Sermons

Summary: How the Trinity works in unity for our redemption

Trinity Sunday

For six months now, in the course of the Lectionary, our Church's calendar, we have been remembering and celebrating the Incarnation and the redeeming works and life of Christ our Savior.

We Started with his birth, and actually with preparing for his Incarnation and Birth, and our need for him, calling “O Come, O Come Emmanuel.” These last two weeks we saw the culmination of the six months, with his glorious Ascension, seating at the Right Hand of the Father, and the sending of the Holy Spirit.

And the end of all this, the point of it all, is that we should behold and come to know and love the living God, The Incarnation, a fancy word for the Son’s taking our nature upon himself, is the revelation of the life of God: his being, his love, his majesty, and his glory. The lectionary lets us see his glory lived out in his life, like John says in the beginning of his Gospel.

And the Word became flesh and dwelt among us, and we beheld His glory, the glory as of the only begotten of the Father, full of grace and truth. Says John 1:14

Today then, our celebration of Christ's redeeming work is summed up on Trinity Sunday with the celebration of what is the whole point of it--the divine life of God himself, in which we are called to share: adopted children, by grace, "heirs of God, and joint-heirs with Christ."

So today we try to use words to sum up great heavenly truths about God. And that’s not easy. Our words do not describe very well the glories of heaven. Even the Apostle John falls short in revelation, as he can only use words. We use the language of images and similies, and stretch imagination to the breaking point.

Today is Trinity Sunday, On Trinity Sunday, many pastors will focus on this doctrine of our Christian faith, one of the most inexpressible mysteries of our faith, and will try to do so in about twenty minutes, using words which will always fail.

There have been many attempts to try to bring this mystery into our level of understanding.
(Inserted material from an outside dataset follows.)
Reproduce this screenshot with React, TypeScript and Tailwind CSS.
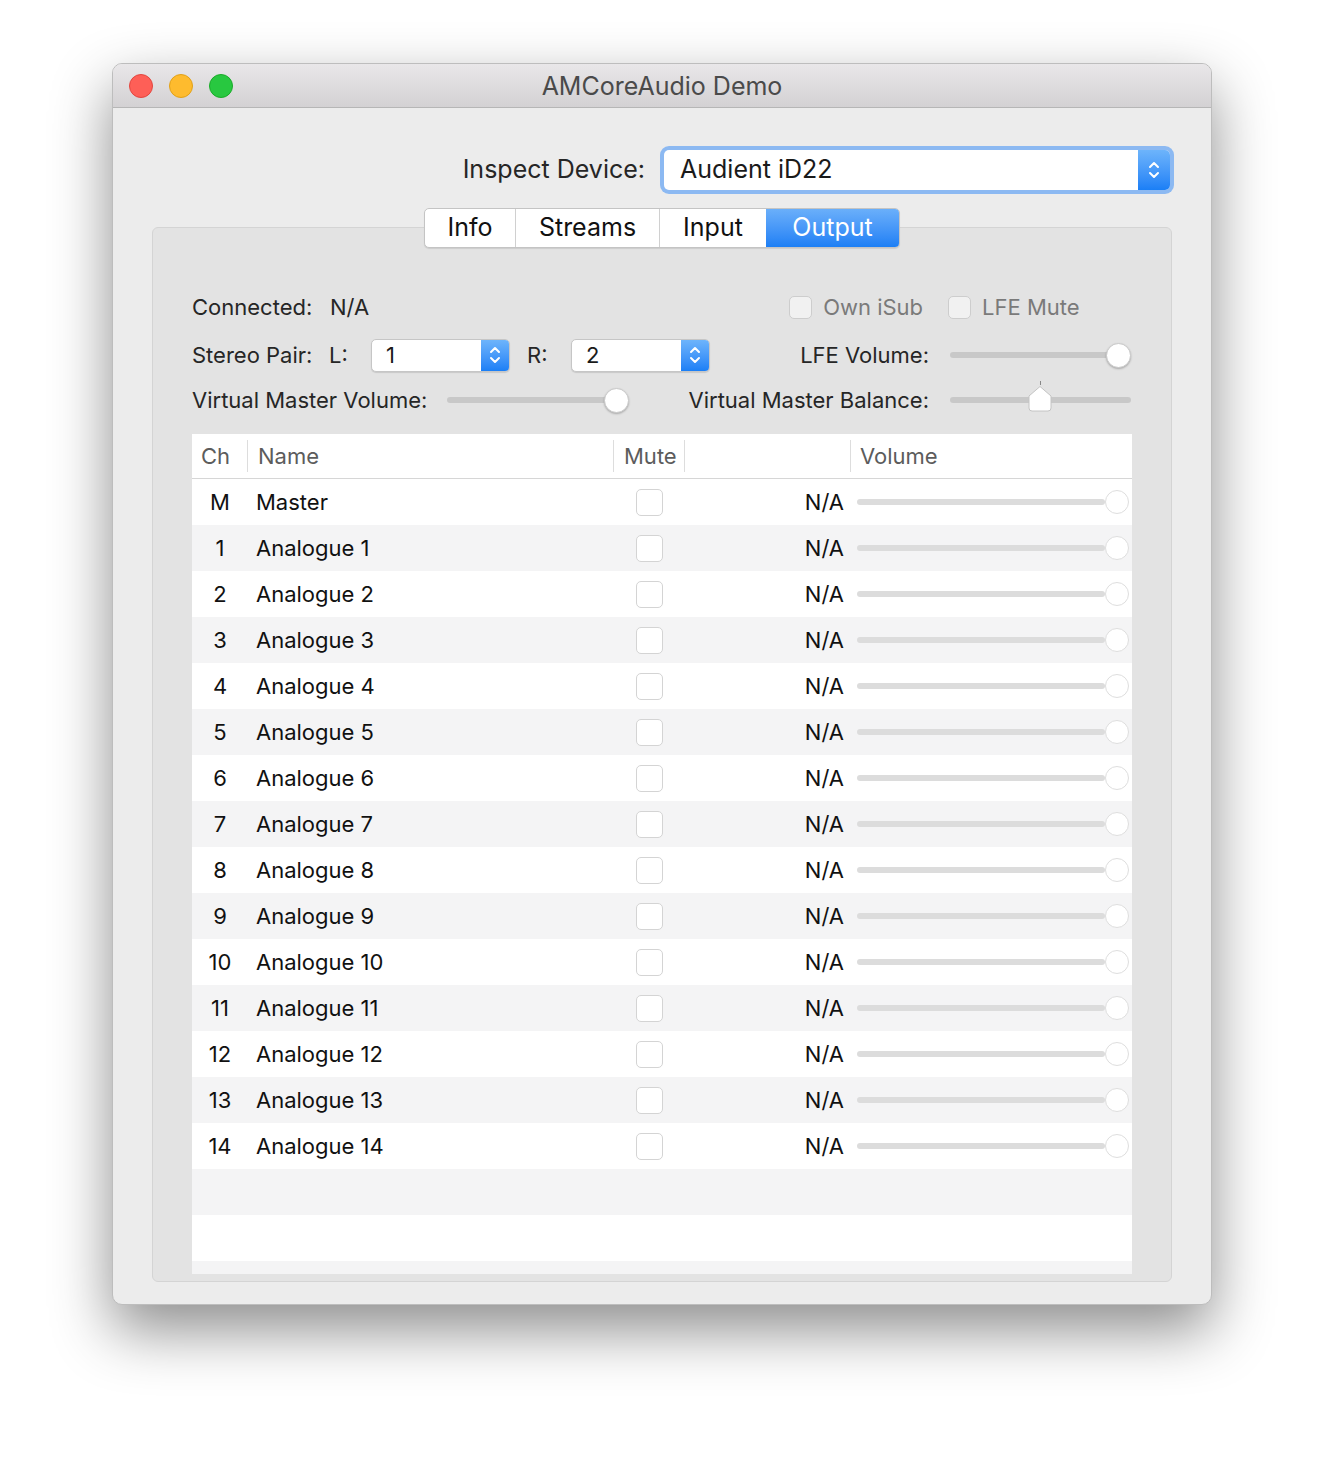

Some have said that the Trinity is like water in its three phases: steam, liquid, and ice. My seminary theology professor kindly explained to me why this position was in error when I tried it out on him.

Others have said that the Trinity is like the same person with three different titles, such as a woman could be a mother, sister, and daughter all at the same time. Others have compared the Trinity to a cherry pie which is cut into three distinct pieces yet the filling in the middle all runs together as one.
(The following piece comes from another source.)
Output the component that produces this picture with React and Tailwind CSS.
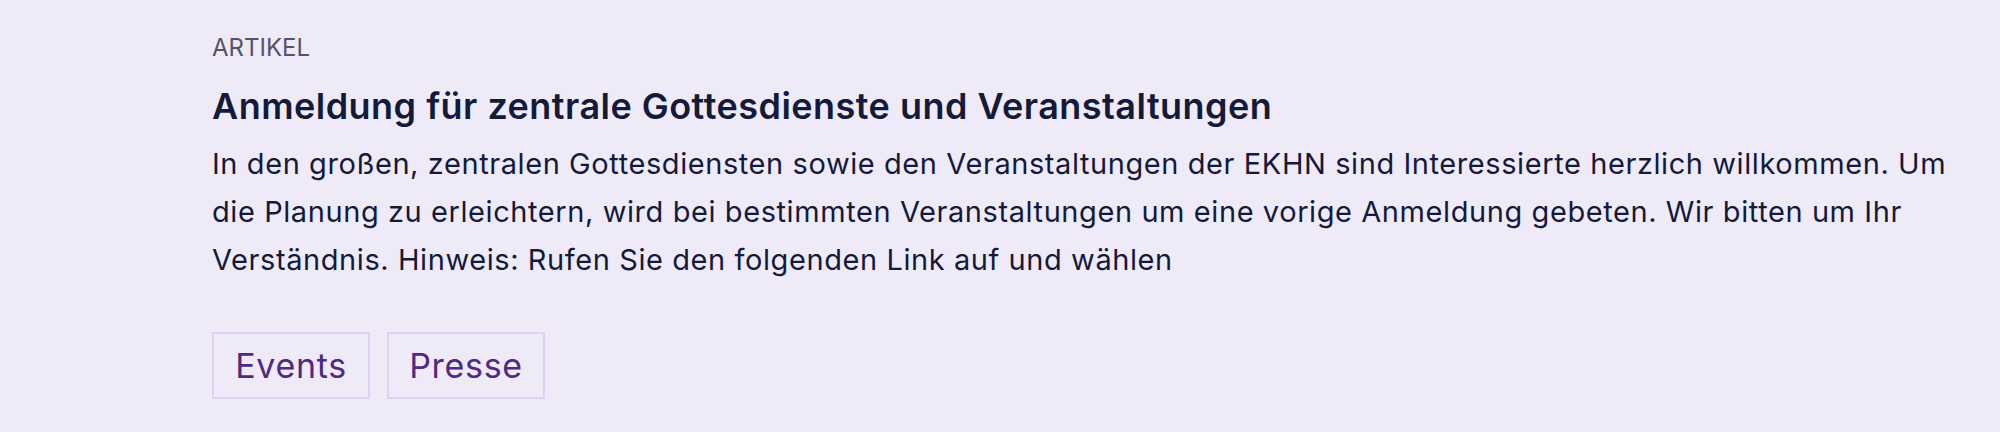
const tags = ['Events', 'Presse'];

export default function App() {
  return (
    <div className="min-h-[432px] bg-[#efeaf8] pl-[212px] pr-[16px] pt-8 font-['Inter',sans-serif]">
      {/* Teaser eines Artikels */}
      <article>
        <p className="text-[24px] leading-[32px] uppercase text-[#55536a]">Artikel</p>
        <h2 className="mt-[18px] text-[36px] leading-[48px] font-semibold tracking-[0.013em] text-[#141a3a]">
          Anmeldung für zentrale Gottesdienste und Veranstaltungen
        </h2>
        <p className="mt-[10px] text-[29px] leading-[48px] tracking-[0.02em] text-[#141a3a]">
          In den großen, zentralen Gottesdiensten sowie den Veranstaltungen der EKHN sind Interessierte herzlich
          willkommen. Um die Planung zu erleichtern, wird bei bestimmten Veranstaltungen um eine vorige Anmeldung
          gebeten. Wir bitten um Ihr Verständnis. Hinweis: Rufen Sie den folgenden Link auf und wählen
        </p>

        {/* Schlagworte */}
        <div className="mt-[48px] flex gap-[17px]">
          {tags.map((tag) => (
            <a
              key={tag}
              href="#"
              className="flex h-[67px] w-[158px] items-center justify-center border-2 border-[#ddd0f2] text-[34px] tracking-[0.02em] text-[#4f2a7e]"
            >
              {tag}
            </a>
          ))}
        </div>
      </article>
    </div>
  );
}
With all things considered, none of these analogies or metaphors or symbols or whatever it is you want to call them is an accurate illustration.
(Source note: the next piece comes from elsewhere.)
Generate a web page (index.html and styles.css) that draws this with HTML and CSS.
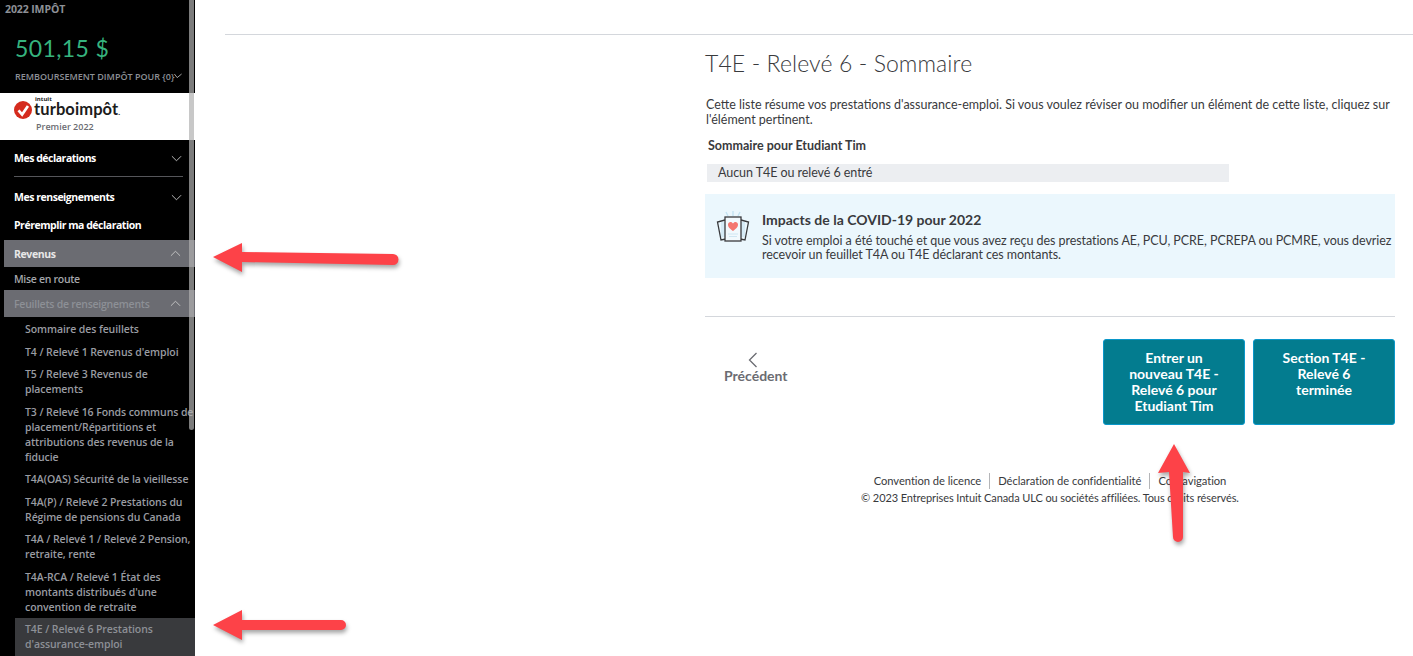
FILE: index.html
```html
<!DOCTYPE html>
<html lang="fr">
<head>
<meta charset="utf-8">
<title>T4E - Relevé 6 - Sommaire</title>
<link rel="stylesheet" href="styles.css">
</head>
<body>
<div class="app">
  <aside class="sidebar">
    <div class="tax">
      <div class="tax-year">2022 IMPÔT</div>
      <div class="tax-amount">501,15 $</div>
      <div class="tax-label">REMBOURSEMENT DIMPÔT POUR {0}<svg class="tax-chev" viewBox="0 0 10 6"><path d="M.5.5 4 5 9.500.5"/></svg></div>
    </div>
    <div class="logo">
      <div class="logo-row">
        <svg class="logo-check" viewBox="0 0 20 20"><circle cx="10" cy="10" r="10" fill="#d52b1e"/><path d="M5 10.500 9 15 15.500 5.500" fill="none" stroke="#fff" stroke-width="3"/></svg>
        <div class="logo-words"><span class="logo-intuit">intuit</span><span class="logo-name">turboimpôt<small>.</small></span></div>
      </div>
      <div class="logo-sub">Premier 2022</div>
    </div>
    <nav class="nav">
      <div class="nav-top divided">Mes déclarations<svg class="chev" viewBox="0 0 12 7"><path d="M1 1l5 5 5-5"/></svg></div>
      <div class="nav-top second">Mes renseignements<svg class="chev" viewBox="0 0 12 7"><path d="M1 1l5 5 5-5"/></svg></div>
      <div class="nav-top third">Préremplir ma déclaration</div>
      <div class="nav-section active">Revenus<svg class="chev" viewBox="0 0 12 7"><path d="M1 6l5-5 5 5"/></svg></div>
      <div class="nav-plain">Mise en route</div>
      <div class="nav-section dim">Feuillets de renseignements<svg class="chev" viewBox="0 0 12 7"><path d="M1 6l5-5 5 5"/></svg></div>
      <ul class="nav-list">
        <li>Sommaire des feuillets</li>
        <li>T4 / Relevé 1 Revenus d'emploi</li>
        <li>T5 / Relevé 3 Revenus de placements</li>
        <li>T3 / Relevé 16 Fonds communs de placement/Répartitions et attributions des revenus de la fiducie</li>
        <li>T4A(OAS) Sécurité de la vieillesse</li>
        <li>T4A(P) / Relevé 2 Prestations du Régime de pensions du Canada</li>
        <li>T4A / Relevé 1 / Relevé 2 Pension, retraite, rente</li>
        <li>T4A-RCA / Relevé 1 État des montants distribués d'une convention de retraite</li>
        <li class="current">T4E / Relevé 6 Prestations d'assurance-emploi</li>
      </ul>
    </nav>
    <div class="thumb"></div>
  </aside>
  <main class="main">
    <div class="top-rule"></div>
    <section class="content">
      <h1 class="title">T4E - Relevé 6 - Sommaire</h1>
      <p class="intro">Cette liste résume vos prestations d'assurance-emploi. Si vous voulez réviser ou modifier un élément de cette liste, cliquez sur l'élément pertinent.</p>
      <div class="summary-head">Sommaire pour Etudiant Tim</div>
      <div class="summary-row">Aucun T4E ou relevé 6 entré</div>
      <div class="notice">
        <svg class="notice-icon" viewBox="0 0 34 34">
          <path d="M17 1v5M10 2l2 4M24 2l-2 4" stroke="#c5e3f2" stroke-width="1.400" fill="none"/>
          <rect x="5" y="12" width="24" height="15" fill="#d6ebf6"/>
          <path d="M9 10 1.500 12 5 30l5-1M25 10l7.500 2L29 30l-5-1" fill="none" stroke="#393a3d" stroke-width="1.300"/>
          <rect x="9" y="7" width="16" height="24" fill="#f2f9fd" stroke="#393a3d" stroke-width="1.300"/>
          <path d="M17 21c-4-3-5-4.500-5-6.500 0-3 3.800-3.500 5-1 1.200-2.500 5-2 5 1 0 2-1 3.500-5 6.500z" fill="#f4766f"/>
          <path d="M12 24h10M13 26.500h8" stroke="#cfe6f2" stroke-width="1"/>
        </svg>
        <div class="notice-text">
          <div class="notice-title">Impacts de la COVID-19 pour 2022</div>
          <div class="notice-body">Si votre emploi a été touché et que vous avez reçu des prestations AE, PCU, PCRE, PCREPA ou PCMRE, vous devriez recevoir un feuillet T4A ou T4E déclarant ces montants.</div>
        </div>
      </div>
      <div class="rule"></div>
      <div class="actions">
        <div class="back">
          <svg class="back-icon" viewBox="0 0 10 16"><path d="M8.500 1 1.500 8l7 7"/></svg>
          <span>Précédent</span>
        </div>
        <div class="buttons">
          <button class="btn">Entrer un nouveau T4E - Relevé 6 pour Etudiant Tim</button>
          <button class="btn">Section T4E - Relevé 6 terminée</button>
        </div>
      </div>
      <footer class="footer">
        <div class="links"><span>Convention de licence</span><span>Déclaration de confidentialité</span><span>Co-navigation</span></div>
        <div class="copy">© 2023 Entreprises Intuit Canada ULC ou sociétés affiliées. Tous droits réservés.</div>
      </footer>
    </section>
  </main>
</div>
<svg class="arrow arrow-a" viewBox="0 0 190 34"><path d="M1 17 30 3v9l151 2a5.500 5.500 0 0 1 0 11L30 22v10z" fill="#fd4248"/></svg>
<svg class="arrow arrow-b" viewBox="0 0 136 34"><path d="M1 17 30 2v10h99a5 5 0 0 1 0 10H30v10z" fill="#fd4248"/></svg>
<svg class="arrow arrow-c" viewBox="0 0 36 102"><path d="M18 2 34 31l-7-1v65a5 5 0 0 1-10 0L13 30l-11 1z" fill="#fd4248"/></svg>
</body>
</html>
```
FILE: styles.css
```css
* { box-sizing: border-box; }
html, body { margin: 0; height: 656px; overflow: hidden; background: #fff; }
body { font-family: "Lato", "Liberation Sans", sans-serif; color: #393a3d; position: relative; }
.app { display: flex; height: 656px; }

.sidebar { width: 195px; flex: none; background: #000; position: relative; overflow: hidden; font-family: "Open Sans", "Noto Sans", sans-serif; font-weight: 600; }
.tax { height: 93px; padding: 2px 0 0 5px; }
.tax-year { font-size: 10.500px; line-height: 14px; color: #8d9096; font-weight: 700; letter-spacing: -.1px; }
.tax-amount { font-size: 23px; line-height: 30px; margin: 17px 0 0 10px; color: #36b37e; font-weight: 400; font-family: "Lato", sans-serif; letter-spacing: .4px; }
.tax-label { font-size: 9px; line-height: 12px; margin: 8px 0 0 10px; color: #8d9096; position: relative; white-space: nowrap; }
.tax-chev { position: absolute; left: 159px; top: 2px; width: 8px; height: 6px; fill: none; stroke: #c8c8c8; }
.logo { height: 47px; background: #fff; padding: 6px 0 0 14px; }
.logo-row { display: flex; gap: 2px; align-items: flex-end; height: 21px; }
.logo-check { width: 18px; height: 18px; flex: none; margin-bottom: 1px; }
.logo-words { display: flex; flex-direction: column; color: #1c1c1c; }
.logo-intuit { font-size: 6px; line-height: 6px; font-weight: 700; margin-left: 1px; }
.logo-name { font-size: 16.500px; line-height: 15px; font-family: "Lato", sans-serif; font-weight: 700; letter-spacing: .1px; }
.logo-name small { font-size: 8px; }
.logo-sub { font-size: 9px; line-height: 12px; margin: 1px 0 0 22px; color: #6b6c72; }

.nav-top { display: flex; align-items: center; justify-content: space-between; color: #fff; font-size: 10.500px; font-weight: 700; margin-left: 14px; width: 169px; letter-spacing: -.47px; }
.divided { height: 37px; border-bottom: 1px solid #55565a; padding-right: 1px; }
.second { height: 40px; padding-right: 1px; }
.third { height: 16px; }
.nav-section { height: 27px; margin-left: 4px; padding: 0 14px 0 10px; display: flex; align-items: center; justify-content: space-between; font-size: 10.500px; font-weight: 700; background: #6b6c72; color: #e8e8e8; }
.active { margin-top: 7px; letter-spacing: -.4px; }
.dim { color: #8d9096; font-weight: 600; letter-spacing: -.25px; }
.nav-plain { height: 23px; padding: 0 0 0 14px; display: flex; align-items: center; font-size: 10.500px; color: #a4a6ab; letter-spacing: -.3px; }
.chev { width: 11px; height: 7px; flex: none; fill: none; stroke: #c8c8c8; stroke-width: 1; }
.nav-list { list-style: none; margin: 0; padding: 0 0 0 15px; font-size: 10.500px; line-height: 15px; color: #9a9ca2; }
.nav-list li { padding: 3.760px 0 3.760px 10px; letter-spacing: -.08px; }
.nav-list li:first-child { padding-top: 5px; }
.nav-list .current { background: #393a3d; color: #8d9096; }
.thumb { position: absolute; left: 189px; top: 0; width: 5px; height: 430px; border-radius: 0 0 3px 3px; background: rgba(176,176,176,.7); }

.main { flex: 1; min-width: 0; padding: 34px 0 0 30px; }
.top-rule { height: 1px; background: #d4d7dc; }
.content { margin-left: 480px; width: 690px; }
.title { margin: 13px 0 0; font-size: 23px; line-height: 30px; font-weight: 300; letter-spacing: .1px; color: #393a3d; }
.intro { margin: 19px 0 0 1px; font-size: 12.500px; line-height: 15px; }
.summary-head { margin: 10px 0 0 3px; font-size: 12.500px; line-height: 18px; font-weight: 700; }
.summary-row { margin: 9px 0 0 2px; width: 522px; height: 18px; background: #eceef1; padding-left: 11px; font-size: 12.500px; line-height: 18px; letter-spacing: -.06px; }
.notice { margin-top: 12px; height: 84px; background: #ebf7fd; display: flex; padding: 16px 0 0 11px; }
.notice-icon { width: 34px; height: 34px; flex: none; margin-right: 12px; }
.notice-title { font-size: 14px; line-height: 17px; font-weight: 700; margin-top: 1px; }
.notice-body { font-size: 12.500px; line-height: 14px; margin-top: 6px; width: 640px; letter-spacing: -.06px; }
.rule { margin-top: 38px; height: 1px; background: #d4d7dc; }
.actions { margin-top: 22px; display: flex; justify-content: space-between; }
.back { width: 100px; padding: 13px 0 0 19px; display: flex; flex-direction: column; color: #6b6c72; font-size: 14px; line-height: 16px; font-weight: 700; }
.back-icon { width: 10px; height: 16px; margin: 0 0 0 24px; fill: none; stroke: #6b6c72; stroke-width: 1.300; }
.buttons { display: flex; gap: 8px; }
.btn { width: 142px; height: 86px; padding: 10px 18px 0; display: flex; justify-content: center; align-items: flex-start; background: #037c8f; border: 1px solid #0a97c9; border-radius: 3px; color: #fff; font-family: "Lato", sans-serif; font-size: 14px; line-height: 16px; font-weight: 700; text-align: center; }
.footer { margin-top: 48px; text-align: center; font-size: 11px; letter-spacing: -.1px; }
.links { line-height: 16px; display: flex; justify-content: center; font-size: 11.200px; letter-spacing: -.05px; }
.links span { padding: 0 8px; border-left: 1px solid #b4b5b8; }
.links span:first-child { border-left: 0; }
.copy { line-height: 17px; }

.arrow { position: absolute; filter: drop-shadow(1px 3px 2px rgba(0,0,0,.35)); }
.arrow-a { left: 212px; top: 240px; width: 190px; height: 34px; }
.arrow-b { left: 212px; top: 608px; width: 136px; height: 34px; }
.arrow-c { left: 1156px; top: 442px; width: 36px; height: 102px; }
```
The Trinity is three distinct Persons in One God. All three -- Father, Son, Holy Spirit -- have been around for all eternity; all three co-exist so that all can be apparent at the same place at the same time, as we saw in Epiphany season with Jesus Baptism. God the Father speaking, God the Son being Baptized in the Jordan, and the Holy Spirit descending upon Him. Each of the Three are able to talk to each other as distinct Persons (like when God the Son prayed to God the Father)...

Also, the presence of One can be emphasized over the other, which we saw in our Gospel lesson this morning. A symbol of this Trinity in Unity at work. Christ speaks to his disciples, telling them that he is going away, going to the Father, from where he will send the Spirit, the Helper, to be with them.

The doctrine of the Trinity is the central doctrine of the Christian faith. Our “faith is this," says the Athanasian Creed, "that we worship one God in Trinity, and the Trinity in unity."

If you recall something of the early history of the Church, perhaps you know with what difficulty the doctrine of the Trinity was clarified. St. Athanasius was exiled five times from his diocese of Alexandria in his struggles against the Arians, who denied that the Son was Fully God. That is why we say, in the Nicene Creed,

"being of one substance with the Father,"

"very God of very God."

These are phrases which pass can pass easily off our tongues, but they are phrases which were shouted by multitudes in processions through the streets of ancient Rome and Constantinople, to teach all that Christ was as fully God as God the Father.

The Arian solution--that Jesus is God-like, God LITE, but not very God, would have meant a very different Christianity. If he is not really God, he is not our Savior.